Aus Karlsruhe wird berichtet: „Der weitaus größte Teil der Wohnungen wird von den Frauen reinlich und sauber gehalten. Zwei Betten sind die Regel. Wenn nur bis zwei Kinder vorhanden sind, gibt es für diese eine kleine Bettstelle oder einen Kinderwagen. Bei mehr Kindern schlafen 2, auch 3 in je einem Bett oder Wagen. Überall findet man einen Kleiderschrank, eine Kommode, zwei Tische und die notwendige Küchenausstattung. Der Herd ist nur selten zugleich der Ofen der Stube.

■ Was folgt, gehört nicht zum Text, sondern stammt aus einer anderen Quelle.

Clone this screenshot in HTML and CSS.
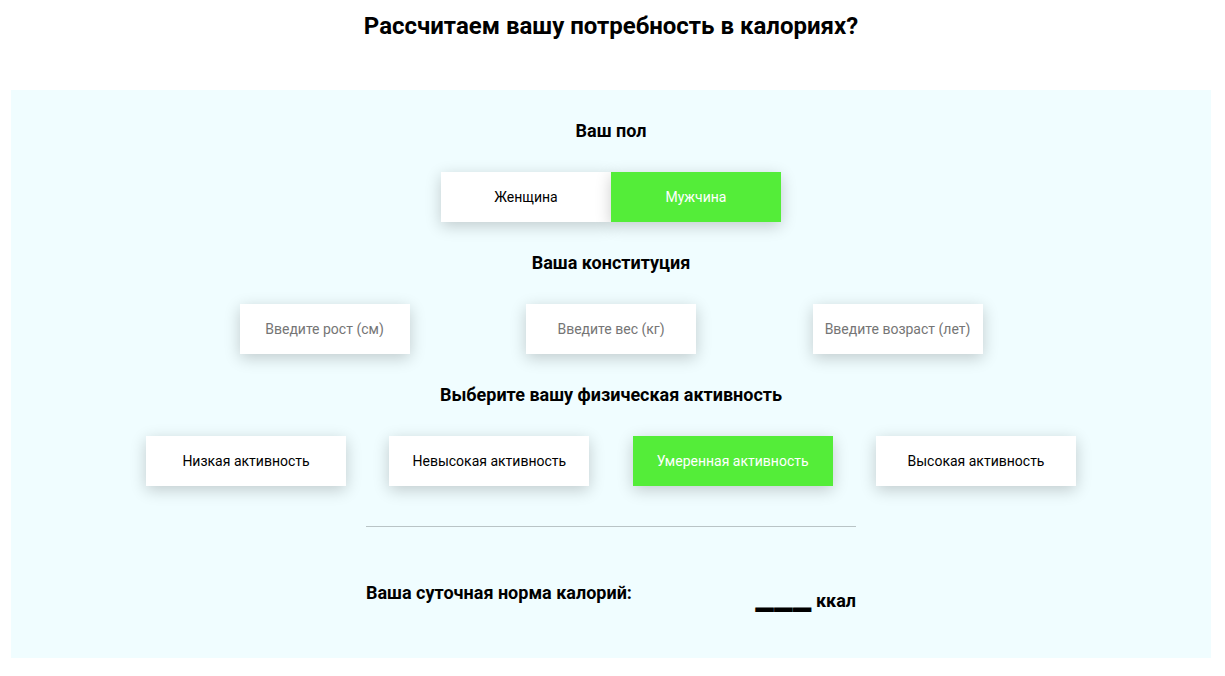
FILE: index.html
```html
<!DOCTYPE html>
<html lang="ru">
<head>
<meta charset="utf-8">
<title>Калькулятор калорий</title>
<link rel="stylesheet" href="styles.css">
</head>
<body>
<main class="page">
  <h1 class="page-title">Рассчитаем вашу потребность в калориях?</h1>
  <section class="calc">
    <h2 class="calc-title">Ваш пол</h2>
    <div class="gender">
      <button type="button" class="choice">Женщина</button>
      <button type="button" class="choice choice-active">Мужчина</button>
    </div>
    <h2 class="calc-title">Ваша конституция</h2>
    <div class="body-data">
      <input type="text" class="choice" placeholder="Введите рост (см)" aria-label="Рост">
      <input type="text" class="choice" placeholder="Введите вес (кг)" aria-label="Вес">
      <input type="text" class="choice" placeholder="Введите возраст (лет)" aria-label="Возраст">
    </div>
    <h2 class="calc-title">Выберите вашу физическая активность</h2>
    <div class="activity">
      <button type="button" class="choice choice-wide">Низкая активность</button>
      <button type="button" class="choice choice-wide">Невысокая активность</button>
      <button type="button" class="choice choice-wide choice-active">Умеренная активность</button>
      <button type="button" class="choice choice-wide">Высокая активность</button>
    </div>
    <div class="result">
      <h2 class="result-title">Ваша суточная норма калорий:</h2>
      <p class="result-value"><span class="result-number">___</span> ккал</p>
    </div>
  </section>
</main>
</body>
</html>
```
FILE: styles.css
```css
* {
  box-sizing: border-box;
}

body {
  margin: 0;
  background: #ffffff;
  color: #000000;
  font-family: Roboto, sans-serif;
}

.page {
  max-width: 1222px;
  padding: 12px 11px 18px;
}

.page-title {
  margin: 0 0 50px;
  font-size: 24px;
  line-height: 28px;
  font-weight: 700;
  text-align: center;
}

.calc {
  padding: 30px 40px 46px;
  background: #f0fdff;
}

.calc-title {
  margin: 0 0 30px;
  font-size: 18px;
  line-height: 22px;
  font-weight: 700;
  text-align: center;
}

.choice {
  width: 170px;
  height: 50px;
  padding: 0;
  border: 0;
  border-radius: 0;
  background: #ffffff;
  box-shadow: 0 4px 15px rgba(0, 0, 0, 0.2);
  color: #000000;
  font: 400 14px/16px Roboto, sans-serif;
  text-align: center;
}

.choice-wide {
  width: 200px;
}

.choice-active {
  background: #54ed39;
  color: #ffffff;
}

.choice::placeholder {
  color: #757575;
}

.gender,
.body-data,
.activity {
  display: flex;
  justify-content: center;
  margin-bottom: 30px;
}

.body-data {
  justify-content: space-evenly;
  max-width: 976px;
  margin: 0 auto 30px;
}

.activity {
  justify-content: space-between;
  max-width: 930px;
  margin: 0 auto 40px;
}

.result {
  display: flex;
  justify-content: space-between;
  max-width: 490px;
  margin: 0 auto;
  padding-top: 50px;
  border-top: 1px solid #b9c4c6;
}

.result-title {
  margin: 0;
  padding-top: 5px;
  font-size: 18px;
  line-height: 22px;
  font-weight: 700;
}

.result-value {
  margin: 0;
  font-size: 18px;
  line-height: 22px;
  font-weight: 700;
}

.result-number {
  font-size: 42px;
  line-height: 32px;
}
```
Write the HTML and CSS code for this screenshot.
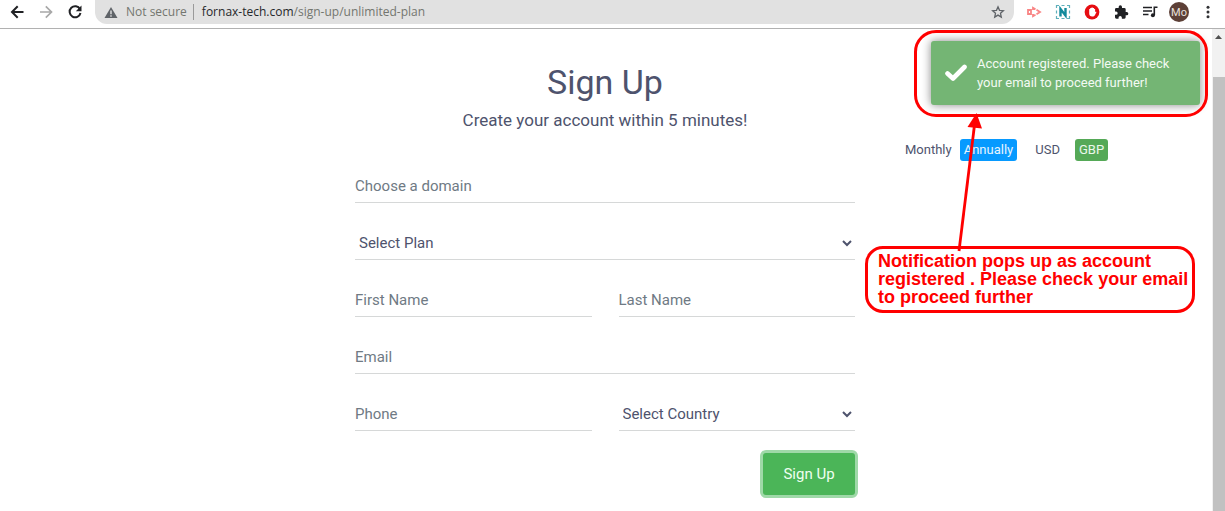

Meist besitzen die Arbeiter jetzt die eisernen sogenannten Sparherde, welche sich auch in den höheren Kreisen vorfinden. Der Wert des Mobiliars, welches ein Arbeiter durchschnittlich sein eigen nennt, schwankt zwischen 500 - 800 Mark. Vorhänge an den Fenstern und kleine Teppiche auf den Fußböden oder Decken auf den Tischen sind die Regel. Vielfach werden Blumen gepflegt, auch Vogelzucht betrieben. An Bildern sieht man die bekannten Öldruckbilder, irgendeine Landschaft darstellend. Außerdem findet man gewöhnlich das Bild des Mannes aus seiner Soldatenzeit, daneben oft Lassalle oder Marx, aber auch der erste deutsche Kaiser. Auch Bilder zur Erinnerung an die Konfirmation und andere religiöse Bilder finden sich – Heiligenbilder bei den Katholiken – bei den Protestanten Luther".



Quelle: Ludwig Weber, „ Wohnungen und Sonntagsbeschäftigung der deutschen Arbeiter. Nach urkundlichen Quellen geschildert“, Sammlung theologischer und sozialer Reden und Abhandlungen III, 8/9, Leipzig, 1892, S. 212-13.

Abgedruckt in Klaus Saul, Jens Flemming, Dirk Stegmann, und Peter-Christian Witt, Hg., Arbeiterfamilien im Kaiserreich. Materialien zur Sozialgeschichte in Deutschland 1871-1914. Düsseldorf, 1982, S. 149-50.